I recently came across this film. And, it was dynamite! One of Sandlers best. Went in cold not knowing a thing about it. An excellent picture! PTA does it again. 👏
Punch-Drunk Love was the film that changed my outlook on Adam Sandler because before seeing this film I was in the group of people who wasn’t a big fan of his comedies outside of Happy Gilmore and Wedding Singer but the moment I watched this film my opinion went from hate to respect because Punch-Drunk Love is one of PTA’s greatest films and personal one of my favorite movies of all time.
I think it's probably Sandler's best acting...Uncut Gems is close...but I think the tightly wound intensity of Barry's character in PDL is much deeper and more nuanced than the character in UCG.
When you see how all his sisters talk to him and about him all the anger makes complete sense.

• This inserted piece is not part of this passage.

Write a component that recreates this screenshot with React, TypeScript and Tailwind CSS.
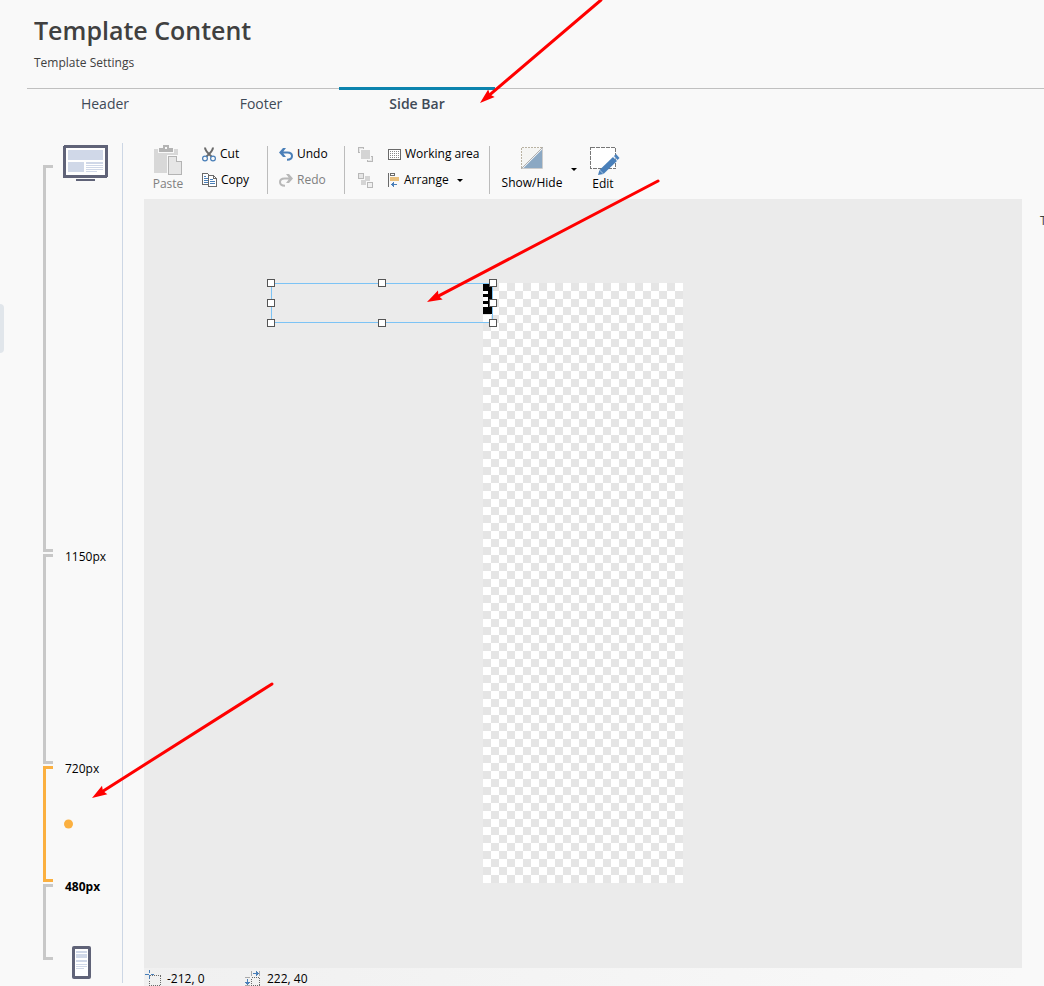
import { ReactNode, useState } from "react";

const TABS = ["Header", "Footer", "Side Bar"];

const HANDLES = [
  "left-0 top-0",
  "left-1/2 top-0",
  "left-full top-0",
  "left-0 top-1/2",
  "left-full top-1/2",
  "left-0 top-full",
  "left-1/2 top-full",
  "left-full top-full"
];

const ARROWS = [
  { x1: 601, y1: 0, x2: 480, y2: 103 },
  { x1: 658, y1: 181, x2: 427, y2: 302 },
  { x1: 272, y1: 684, x2: 92, y2: 798 }
];

function PasteIcon() {
  return (
    <svg width="28" height="31" viewBox="0 0 28 31" shapeRendering="crispEdges">
      <path d="M0 4h24v24H0z" fill="#d8d8d8" />
      <path d="M4 4h16v4H4z" fill="#f9f9f9" />
      <path d="M5 3h4V0h6v3h4v4H5z" fill="#b4b4b4" />
      <rect x="11" y="2" width="2" height="2" fill="#f9f9f9" />
      <path d="M13 10h15v21H13z" fill="#f9f9f9" />
      <path d="M14.500 11.500h8l5 5v13h-13z" fill="#e6e6e6" stroke="#b4b4b4" />
      <path d="M22.500 11.500v5h5" fill="#f9f9f9" stroke="#b4b4b4" />
    </svg>
  );
}

function CutIcon() {
  return (
    <svg width="14" height="15" viewBox="0 0 14 15" fill="none">
      <path d="M3 .5c0 3 2 5 6.500 9M11 .5c0 3-2 5-6.500 9" stroke="#6a6a6a" strokeWidth="2" />
      <circle cx="3" cy="11.500" r="2.400" stroke="#4a7fb8" strokeWidth="1.200" />
      <circle cx="11" cy="11.500" r="2.400" stroke="#4a7fb8" strokeWidth="1.200" />
    </svg>
  );
}

function CopyIcon() {
  return (
    <svg width="15" height="14" viewBox="0 0 15 14" fill="none" shapeRendering="crispEdges">
      <path d="M.5 .5h5l2 2v9h-7z" fill="#fff" stroke="#6a6a6a" />
      <path d="M2 3.500h2M2 5.500h4M2 7.500h4M2 9.500h4" stroke="#4a7fb8" />
      <path d="M6.500 2.500h5l3 3v8h-8z" fill="#fff" stroke="#6a6a6a" />
      <path d="M11.500 2.500v3h3" stroke="#6a6a6a" />
      <path d="M8 6.500h3M8 8.500h5M8 10.500h5" stroke="#4a7fb8" />
    </svg>
  );
}

function UndoIcon({ redo = false }: { redo?: boolean }) {
  return (
    <svg
      width="14"
      height="13"
      viewBox="0 0 14 13"
      fill="none"
      className={redo ? "-scale-x-100 text-[#b8b8b8]" : "text-[#4a7fb8]"}
    >
      <path d="M4 0h3L4.500 3.200v2.600L7 9H4L0 4.500z" fill="currentColor" />
      <path d="M3 4.500h5.500c3 0 4.500 1.300 4.500 3.500s-1.500 3.800-5 3.800" stroke="currentColor" strokeWidth="2" />
    </svg>
  );
}

function GroupIcon() {
  return (
    <svg width="15" height="15" viewBox="0 0 15 15" shapeRendering="crispEdges">
      <rect x=".5" y=".5" width="5" height="5" fill="#e6e6e6" stroke="#b8b8b8" />
      <rect x="9.500" y="9.500" width="5" height="5" fill="#e6e6e6" stroke="#b8b8b8" />
      <rect x="2" y="2" width="11" height="11" fill="#f9f9f9" />
      <rect x="3" y="3" width="9" height="9" fill="#d4d4d4" />
    </svg>
  );
}

function UngroupIcon() {
  return (
    <svg width="15" height="15" viewBox="0 0 15 15" shapeRendering="crispEdges">
      <path d="M3 3h9v9H3z" fill="#d4d4d4" />
      <path d="M0 0h7v7H0zM8 8h7v7H8z" fill="#f9f9f9" />
      <rect x=".5" y=".5" width="5" height="5" fill="#e6e6e6" stroke="#b8b8b8" />
      <rect x="9.500" y="9.500" width="5" height="5" fill="#f0f0f0" stroke="#b8b8b8" />
    </svg>
  );
}

function GridIcon() {
  return (
    <svg width="13" height="11" viewBox="0 0 13 11" fill="none" shapeRendering="crispEdges">
      <rect x=".5" y=".5" width="12" height="10" fill="#fff" stroke="#6a6a6a" />
      <path d="M2 2.500h9M2 4.500h9M2 6.500h9M2 8.500h9" stroke="#888" strokeDasharray="1 1" />
    </svg>
  );
}

function ArrangeIcon() {
  return (
    <svg width="12" height="14" viewBox="0 0 12 14" fill="none" shapeRendering="crispEdges">
      <path d="M.5 0v14" stroke="#6a6a6a" />
      <rect x="2.500" y=".5" width="4" height="2" fill="#fff" stroke="#6a6a6a" />
      <rect x="2" y="4" width="9" height="4" fill="#e9c07d" />
      <path d="M3 11.500h6M5.500 9v5M4.500 10v3" stroke="#4a7fb8" />
    </svg>
  );
}

function ShowHideIcon() {
  return (
    <svg width="22" height="22" viewBox="0 0 22 22" fill="none">
      <path d="M1 1h20L1 21z" fill="#f5f5f3" />
      <path d="M.5 21V.5H21" stroke="#b9b2a2" strokeDasharray="2 1" />
      <path d="M21 2.500V21H2.500z" fill="#8ba8c3" />
      <path d="M21.500 1v20.500H1" stroke="#ccc" />
      <path d="M0 22L22 0" stroke="#b0b0b0" />
    </svg>
  );
}

function EditIcon() {
  return (
    <svg width="30" height="29" viewBox="0 0 30 29" fill="none">
      <rect x=".5" y=".5" width="25" height="21" fill="#fff" />
      <path d="M.5 .5h25v21H.5z" stroke="#777" strokeDasharray="4 1" shapeRendering="crispEdges" />
      <path d="M8 28l1.500-5L23 10l4 4-13.500 13z" fill="#4a80ba" />
      <path d="M24 9l2-2 3.500 4-2 2z" fill="#4a80ba" />
      <path d="M9.500 23l4 4M23 9.500l4.500 4" stroke="#dce7f3" strokeWidth=".7" />
    </svg>
  );
}

function MonitorIcon() {
  return (
    <svg width="45" height="36" viewBox="0 0 45 36" className="block" shapeRendering="crispEdges">
      <rect width="45" height="33" rx="2" fill="#606378" />
      <rect x="3" y="3" width="39" height="27" fill="#fff" />
      <path d="M5 5h35v10H5zM5 17h16v10H5zM23 17h17v2H23zM23 20h17v1H23zM23 22h17v1H23zM23 24h17v1H23zM23 26h11v1H23z" fill="#d0d8e8" />
      <rect x="13" y="34" width="19" height="2" fill="#606378" />
    </svg>
  );
}

function PhoneIcon() {
  return (
    <svg width="19" height="33" viewBox="0 0 19 33" className="block">
      <rect width="19" height="33" rx="2" fill="#606378" />
      <rect x="3" y="3" width="13" height="27" fill="#fff" />
      <path d="M4 5h11v2H4zM4 8h11v4H4zM4 14h11v2H4zM4 18h11v1H4zM4 20h11v1H4zM4 22h8v1H4z" fill="#d0d8e8" />
    </svg>
  );
}

function PositionIcon() {
  return (
    <svg width="16" height="16" viewBox="0 0 16 16" fill="none" shapeRendering="crispEdges">
      <path d="M4.500 5h11v10.500h-11z" stroke="#6a6a6a" strokeDasharray="1 1" />
      <path d="M0 4.500h10M4.500 0v10" stroke="#f1f1f1" strokeWidth="1" />
      <path d="M0 4.500h4M6 4.500h3M4.500 0v3M4.500 5v4" stroke="#4a7fb8" />
    </svg>
  );
}

function SizeIcon() {
  return (
    <svg width="16" height="16" viewBox="0 0 16 16" fill="none" shapeRendering="crispEdges">
      <path d="M6.500 7.500h8v8h-8z" stroke="#6a6a6a" strokeDasharray="1 1" />
      <path d="M6.500 1v5M14.500 1v5M0 7.500h5M0 15.500h5" stroke="#aaa" />
      <path d="M8 3.500h6M11.500 1v5M12.500 2v3M2.500 9v6M0 12.500h5M1 13.500h3" stroke="#4a7fb8" />
    </svg>
  );
}

function Caret() {
  return (
    <svg width="6" height="3" viewBox="0 0 6 3">
      <path d="M0 0h6L3 3z" fill="#000" />
    </svg>
  );
}

function ToolButton({ icon, label, disabled }: { icon: ReactNode; label: string; disabled?: boolean }) {
  return (
    <button
      type="button"
      disabled={disabled}
      className="flex h-[26px] items-center whitespace-nowrap text-black disabled:text-[#808080]"
    >
      <span className="flex min-w-[13px] shrink-0 pr-1">{icon}</span>
      {label}
    </button>
  );
}

function Separator() {
  return <div className="mt-[3px] h-12 w-px shrink-0 bg-[#bcbcbc]" />;
}

function Toolbar() {
  return (
    <div className="flex h-14 shrink-0 pl-[10px]">
      <button type="button" disabled className="flex w-7 flex-col items-center text-[#808080]">
        <span className="mt-[2px] h-[31px]">
          <PasteIcon />
        </span>
        <span className="leading-4">Paste</span>
      </button>
      <div className="-mt-[2px] ml-5 w-[65px] shrink-0">
        <ToolButton icon={<CutIcon />} label="Cut" />
        <ToolButton icon={<CopyIcon />} label="Copy" />
      </div>
      <Separator />
      <div className="-mt-[2px] ml-[11px] w-[65px] shrink-0">
        <ToolButton icon={<UndoIcon />} label="Undo" />
        <ToolButton icon={<UndoIcon redo />} label="Redo" disabled />
      </div>
      <Separator />
      <div className="-mt-[2px] ml-[13px] flex w-[30px] shrink-0 flex-col">
        <button type="button" aria-label="Group" className="flex h-[26px] items-center">
          <GroupIcon />
        </button>
        <button type="button" aria-label="Ungroup" className="flex h-[26px] items-center">
          <UngroupIcon />
        </button>
      </div>
      <div className="-mt-[2px] w-[101px] shrink-0">
        <ToolButton icon={<GridIcon />} label="Working area" />
        <div className="flex items-center">
          <div className="w-[69px]">
            <ToolButton icon={<ArrangeIcon />} label="Arrange" />
          </div>
          <button type="button" aria-label="Arrange options" className="flex h-[26px] items-center">
            <Caret />
          </button>
        </div>
      </div>
      <Separator />
      <button type="button" className="ml-3 flex w-[60px] flex-col items-center whitespace-nowrap text-black">
        <span className="mt-1 h-7">
          <ShowHideIcon />
        </span>
        <span className="leading-4">Show/Hide</span>
      </button>
      <button type="button" aria-label="Show/Hide options" className="flex w-6 justify-center pt-[25px]">
        <Caret />
      </button>
      <button type="button" className="ml-1 flex w-[30px] flex-col items-center text-black">
        <span className="mt-1 h-[29px]">
          <EditIcon />
        </span>
        <span className="pr-1 leading-4">Edit</span>
      </button>
    </div>
  );
}

function Bracket({ active }: { active?: boolean }) {
  return (
    <div
      className={
        active
          ? "w-[10px] border-3 border-r-0 border-[#fbb040]"
          : "w-[10px] border-3 border-r-0 border-[#c8c8c8]"
      }
    />
  );
}

function Breakpoints() {
  return (
    <aside className="mb-[3px] flex w-24 shrink-0 flex-col gap-[2px] border-r border-[#cdd7e5] pt-[22px] pb-[23px] pl-4 text-black">
      <div className="flex flex-[387] gap-[10px]">
        <Bracket />
        <button type="button" aria-label="Desktop" className="-mt-5 self-start">
          <MonitorIcon />
        </button>
      </div>
      <div className="flex flex-[210] gap-3">
        <Bracket />
        <span className="-mt-[5px] leading-4">1150px</span>
      </div>
      <div className="flex flex-[116] gap-3">
        <Bracket active />
        <div className="relative flex flex-col">
          <span className="-mt-[5px] leading-4">720px</span>
          <button
            type="button"
            aria-label="Current width"
            className="absolute top-1/2 -left-px size-[9px] -translate-y-1/2 rounded-full bg-[#fbb040]"
          />
        </div>
      </div>
      <div className="flex flex-[76] gap-3">
        <Bracket />
        <div className="flex flex-col justify-between">
          <span className="-mt-[5px] leading-4 font-bold">480px</span>
          <button type="button" aria-label="Phone" className="-mb-[19px] ml-[7px] self-start">
            <PhoneIcon />
          </button>
        </div>
      </div>
    </aside>
  );
}

function Canvas() {
  return (
    <div className="flex min-h-0 flex-1 justify-center overflow-hidden bg-[#ebebeb] pt-21">
      <div className="relative h-[600px] w-[200px] bg-[conic-gradient(#e5e5e5_25%,#fff_0_50%,#e5e5e5_0_75%,#fff_0)] bg-[length:16px_16px]">
        <div className="absolute top-px left-0 flex h-[30px] w-[9px] flex-col gap-[3px] bg-black pt-[7px]">
          <div className="h-[3px] w-[5px] bg-white" />
          <div className="h-[4px] w-[5px] bg-white" />
          <div className="h-[3px] w-[5px] bg-white" />
        </div>
        <div className="absolute top-0 -left-[212px] h-10 w-[222px] border border-[#7cc3f5]">
          <div className="absolute -inset-px">
            {HANDLES.map((place) => (
              <div
                key={place}
                className={`absolute size-2 -translate-x-1/2 -translate-y-1/2 border border-[#555] bg-white ${place}`}
              />
            ))}
          </div>
        </div>
      </div>
    </div>
  );
}

function Arrow({ x1, y1, x2, y2 }: { x1: number; y1: number; x2: number; y2: number }) {
  const length = Math.hypot(x2 - x1, y2 - y1);
  const angle = (Math.atan2(y2 - y1, x2 - x1) * 180) / Math.PI;
  return (
    <g transform={`translate(${x2} ${y2}) rotate(${angle})`} fill="#ff0000" stroke="#ff0000">
      <path d={`M${-length} 0H-10`} strokeWidth="3" strokeLinecap="round" />
      <path d="M0 0L-15 -5L-13 0L-15 5z" stroke="none" />
    </g>
  );
}

export default function App() {
  const [tab, setTab] = useState("Side Bar");

  return (
    <div className="relative flex h-screen flex-col overflow-hidden bg-[#f9f9f9] font-['Open_Sans','Noto_Sans',sans-serif] text-xs text-[#404040]">
      <header className="h-[87px] shrink-0 pt-3 pl-[34px]">
        <h1 className="text-[25px] leading-9 font-semibold">Template Content</h1>
        <p className="mt-[7px] leading-4">Template Settings</p>
      </header>

      <nav className="ml-[27px] flex h-14 shrink-0 items-start bg-[linear-gradient(#c0c0c0,#c0c0c0)] bg-[length:100%_1px] bg-[position:0_1px] bg-no-repeat">
        {TABS.map((name) => (
          <button
            key={name}
            type="button"
            onClick={() => setTab(name)}
            className={
              name === tab
                ? "w-[156px] border-t-3 border-[#0c84ae] text-sm leading-7 font-semibold text-[#3f4a57]"
                : "w-[156px] border-t-3 border-transparent text-sm leading-7 text-[#3f4a57]"
            }
          >
            {name}
          </button>
        ))}
      </nav>

      <div className="flex min-h-0 flex-1 pl-[27px]">
        <Breakpoints />
        <main className="ml-[21px] flex min-w-0 flex-1 flex-col">
          <Toolbar />
          <Canvas />
          <footer className="flex h-[18px] shrink-0 bg-linear-to-r from-[#f0f0f0] to-[#f9f9f9] pt-[2px] text-black">
            <div className="flex w-[101px] items-end gap-[6px] pl-px">
              <PositionIcon />
              <span className="leading-[14px]">-212, 0</span>
            </div>
            <div className="flex items-end gap-[6px]">
              <SizeIcon />
              <span className="leading-[14px]">222, 40</span>
            </div>
          </footer>
        </main>
        <aside className="w-[22px] shrink-0 pt-[70px] pl-[18px] leading-4">T</aside>
      </div>

      <div className="absolute top-[304px] left-0 h-[49px] w-1 rounded-r bg-[#e1e6eb]" />
      <svg className="pointer-events-none absolute inset-0 size-full">
        {ARROWS.map((arrow) => (
          <Arrow key={arrow.x1} {...arrow} />
        ))}
      </svg>
    </div>
  );
}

It's like they won't allow him to actually be himself for more than six seconds.
In the original screenplay, Donowitz had a whole flashback sequence set in Boston in which he says goodbye to the neighborhood before shipping off, and he has a scene with an old woman from the neighborhood who gives him his baseball bat. The old woman was going to be played by Cloris Leachman, too! I can visualize it as much as I want, but I would have loved to see that scene in the film if Sandler wasn't doing Funny People.
Didn’t PTA get the idea for Adam doing this after watching sketch “The Denise Show” from SNL? I thought I heard that in an interview with him but can’t be sure.